The Royal Institute of Chartered Surveyors recently published a report showing that housing market activity has increased throughout the UK. While the primary focus of the housing market was London and the South East, the North East and the West Midlands have shown the biggest increases in buyer activity this July. As a result of the new demand in these areas, the rise in house prices has been more prominent. However, London has still shown the highest increase at 8.1% annually due to the interest of international as well as domestic markets.

In order to continue the recent success in the housing market, economists have warned that supply has to meet demand. The interest of new buyers due to the Funding for Lending scheme and the Help to Buy scheme has caused a surge in demand meaning that house builders may need to come into action in order to restore the housing market balance.

Greater London House Prices set to grow by 7%

Greater London house prices are set to rise by 6.9% this year, according to real estate firm Cluttons. The Help to Buy scheme looks set to play a role as it will extend to all home buyers as of next year encouraging more buyers onto the market. As there is unlikely to be an equivalent increase in housing stock, sellers are likely to increase their asking prices due to the amount of competition and the high demand.

The Residential Property Forecasts report from Cluttons indicates that the increase in house prices could outprice many buyers who want to purchase property in and around London. Despite the fact that wage growth in London is slightly higher than the national average, earnings may not be able to keep up with the high rises in house prices in the area over the next two years.

Cluttons has forecast an 8.4% increase in house prices in prime central London, an increase on the previous figure of 5% reported by the firm. The annualised average was reported at approximately 4% for the next five years. It has also been stated by credit ratings agency Fitch that Help to Buy could artificially increase house prices without increasing the number of new homes being built. This could result in many properties becoming unaffordable despite the fact that mortgage lending has improved.

First time buyers are still struggling to enter the property market in London due to the return of bidding wars.

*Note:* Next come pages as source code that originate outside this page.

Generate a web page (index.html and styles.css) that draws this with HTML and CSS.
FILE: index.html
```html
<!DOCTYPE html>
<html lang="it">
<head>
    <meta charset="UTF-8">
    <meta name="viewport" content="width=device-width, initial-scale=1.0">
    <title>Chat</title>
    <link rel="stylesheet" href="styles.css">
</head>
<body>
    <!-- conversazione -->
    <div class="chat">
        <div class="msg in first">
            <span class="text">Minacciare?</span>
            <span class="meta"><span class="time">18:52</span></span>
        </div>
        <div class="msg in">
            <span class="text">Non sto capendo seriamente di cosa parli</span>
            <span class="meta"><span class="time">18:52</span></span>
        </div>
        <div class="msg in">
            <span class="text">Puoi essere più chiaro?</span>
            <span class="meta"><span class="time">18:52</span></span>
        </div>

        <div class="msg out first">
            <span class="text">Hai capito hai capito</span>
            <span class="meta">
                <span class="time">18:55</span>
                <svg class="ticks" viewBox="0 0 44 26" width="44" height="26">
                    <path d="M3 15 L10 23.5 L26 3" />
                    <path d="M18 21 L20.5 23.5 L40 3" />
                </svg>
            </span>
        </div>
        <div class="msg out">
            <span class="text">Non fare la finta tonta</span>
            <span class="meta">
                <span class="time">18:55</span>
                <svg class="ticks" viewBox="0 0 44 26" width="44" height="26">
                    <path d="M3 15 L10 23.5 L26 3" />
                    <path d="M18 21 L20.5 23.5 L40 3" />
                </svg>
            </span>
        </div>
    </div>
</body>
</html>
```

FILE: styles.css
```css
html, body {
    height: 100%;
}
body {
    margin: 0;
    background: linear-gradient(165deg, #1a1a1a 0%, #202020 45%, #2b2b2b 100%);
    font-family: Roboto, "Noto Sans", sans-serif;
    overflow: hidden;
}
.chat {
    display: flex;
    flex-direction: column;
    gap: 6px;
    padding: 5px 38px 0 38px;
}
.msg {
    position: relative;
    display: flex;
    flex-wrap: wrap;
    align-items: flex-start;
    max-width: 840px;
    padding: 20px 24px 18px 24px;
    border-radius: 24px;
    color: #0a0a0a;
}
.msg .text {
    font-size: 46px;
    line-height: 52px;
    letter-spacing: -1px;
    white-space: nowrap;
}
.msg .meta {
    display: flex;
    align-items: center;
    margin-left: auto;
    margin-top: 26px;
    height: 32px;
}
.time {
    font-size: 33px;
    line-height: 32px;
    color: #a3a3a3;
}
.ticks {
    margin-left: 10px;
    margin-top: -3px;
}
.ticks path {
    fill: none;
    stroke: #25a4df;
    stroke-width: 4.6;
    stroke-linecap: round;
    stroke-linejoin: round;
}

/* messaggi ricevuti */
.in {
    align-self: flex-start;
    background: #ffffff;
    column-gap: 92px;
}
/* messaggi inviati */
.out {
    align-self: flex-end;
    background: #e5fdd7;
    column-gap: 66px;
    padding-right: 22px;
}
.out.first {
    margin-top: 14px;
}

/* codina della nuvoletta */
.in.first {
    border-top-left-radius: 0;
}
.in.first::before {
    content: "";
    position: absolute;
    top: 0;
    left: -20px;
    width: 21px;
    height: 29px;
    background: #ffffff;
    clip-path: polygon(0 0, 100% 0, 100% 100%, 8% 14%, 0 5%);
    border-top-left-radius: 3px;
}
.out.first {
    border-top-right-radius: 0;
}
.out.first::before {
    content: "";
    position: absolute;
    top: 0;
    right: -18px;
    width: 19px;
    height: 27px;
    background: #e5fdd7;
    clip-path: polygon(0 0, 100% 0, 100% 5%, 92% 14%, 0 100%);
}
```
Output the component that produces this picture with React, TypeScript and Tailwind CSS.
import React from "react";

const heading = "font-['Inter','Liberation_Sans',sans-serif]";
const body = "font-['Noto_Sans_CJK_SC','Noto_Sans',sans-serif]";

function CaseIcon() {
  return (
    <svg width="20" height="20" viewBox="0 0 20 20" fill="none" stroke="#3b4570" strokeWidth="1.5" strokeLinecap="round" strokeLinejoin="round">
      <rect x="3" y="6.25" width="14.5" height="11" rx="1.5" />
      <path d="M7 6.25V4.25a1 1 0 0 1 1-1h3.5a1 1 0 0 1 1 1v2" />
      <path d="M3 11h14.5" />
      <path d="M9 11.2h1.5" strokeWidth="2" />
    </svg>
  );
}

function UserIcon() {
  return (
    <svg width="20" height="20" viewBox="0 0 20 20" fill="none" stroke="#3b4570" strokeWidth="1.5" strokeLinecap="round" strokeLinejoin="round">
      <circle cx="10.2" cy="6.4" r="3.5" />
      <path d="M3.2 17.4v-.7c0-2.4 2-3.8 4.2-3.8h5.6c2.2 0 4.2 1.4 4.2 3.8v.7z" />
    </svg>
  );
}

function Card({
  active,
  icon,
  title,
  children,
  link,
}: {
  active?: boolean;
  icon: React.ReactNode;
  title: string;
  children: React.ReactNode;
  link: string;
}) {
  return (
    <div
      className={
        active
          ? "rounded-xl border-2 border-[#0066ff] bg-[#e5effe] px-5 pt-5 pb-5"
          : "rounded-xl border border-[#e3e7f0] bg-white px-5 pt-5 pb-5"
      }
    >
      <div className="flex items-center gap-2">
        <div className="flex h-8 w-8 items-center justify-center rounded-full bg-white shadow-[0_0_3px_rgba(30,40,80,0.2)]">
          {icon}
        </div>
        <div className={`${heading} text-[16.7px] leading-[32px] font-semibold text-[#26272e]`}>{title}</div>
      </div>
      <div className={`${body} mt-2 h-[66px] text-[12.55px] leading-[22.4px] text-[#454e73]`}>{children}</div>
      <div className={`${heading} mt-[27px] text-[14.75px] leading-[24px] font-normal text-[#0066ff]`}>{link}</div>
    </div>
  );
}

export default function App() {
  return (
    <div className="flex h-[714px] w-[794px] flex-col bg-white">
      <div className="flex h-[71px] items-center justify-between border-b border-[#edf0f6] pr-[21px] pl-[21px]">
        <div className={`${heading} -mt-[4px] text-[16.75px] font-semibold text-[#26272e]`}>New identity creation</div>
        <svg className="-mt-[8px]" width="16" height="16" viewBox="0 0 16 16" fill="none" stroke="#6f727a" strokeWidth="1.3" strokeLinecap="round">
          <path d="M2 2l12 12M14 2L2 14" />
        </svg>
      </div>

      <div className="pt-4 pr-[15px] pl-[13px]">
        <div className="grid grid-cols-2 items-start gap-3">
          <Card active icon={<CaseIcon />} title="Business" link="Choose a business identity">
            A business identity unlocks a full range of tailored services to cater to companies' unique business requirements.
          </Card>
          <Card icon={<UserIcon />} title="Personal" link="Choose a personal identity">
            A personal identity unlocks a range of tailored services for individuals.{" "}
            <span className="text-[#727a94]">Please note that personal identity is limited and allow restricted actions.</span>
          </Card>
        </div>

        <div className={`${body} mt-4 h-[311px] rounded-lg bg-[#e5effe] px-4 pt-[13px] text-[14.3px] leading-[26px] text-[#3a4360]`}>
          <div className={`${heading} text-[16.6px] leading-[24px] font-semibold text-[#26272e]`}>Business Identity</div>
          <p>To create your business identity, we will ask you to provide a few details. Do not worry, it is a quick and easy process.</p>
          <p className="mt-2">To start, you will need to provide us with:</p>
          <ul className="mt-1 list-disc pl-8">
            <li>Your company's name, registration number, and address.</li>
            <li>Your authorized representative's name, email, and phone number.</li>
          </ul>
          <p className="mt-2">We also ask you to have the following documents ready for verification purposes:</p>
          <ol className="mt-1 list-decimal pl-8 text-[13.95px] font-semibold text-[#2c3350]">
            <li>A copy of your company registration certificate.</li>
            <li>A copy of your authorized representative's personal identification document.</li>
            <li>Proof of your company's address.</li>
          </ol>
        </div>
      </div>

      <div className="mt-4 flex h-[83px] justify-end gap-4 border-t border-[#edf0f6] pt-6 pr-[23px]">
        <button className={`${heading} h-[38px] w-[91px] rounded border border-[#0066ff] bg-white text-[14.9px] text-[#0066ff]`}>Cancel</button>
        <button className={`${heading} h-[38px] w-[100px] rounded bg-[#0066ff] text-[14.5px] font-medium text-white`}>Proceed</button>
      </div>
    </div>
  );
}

There has also been a reduction in the availability of housing stock due to the number of buy-to-let mortgages being accepted in the area and the number of people renting their property and buying in other areas.

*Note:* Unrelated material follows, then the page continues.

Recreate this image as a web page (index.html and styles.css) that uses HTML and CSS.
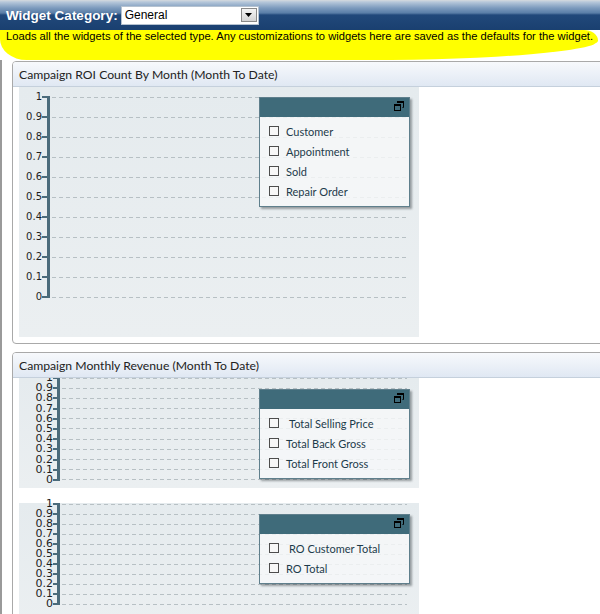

The rise in confidence in the housing sector, the recent government intervention and the lower mortgage rates look set to increase capital growth which has led Cluttons to revise their London house price forecast for this year. Cluttons has also reported that rental demand in central London has remained strong but there is little rental growth. Their forecast indicates that there will be rental growth of 3% in London this year, which is an annualised average growth of 4% until the end of 2018. As there are few signs that supply is set to meet demand, policy makers may make the rental market a priority in order to restore balance.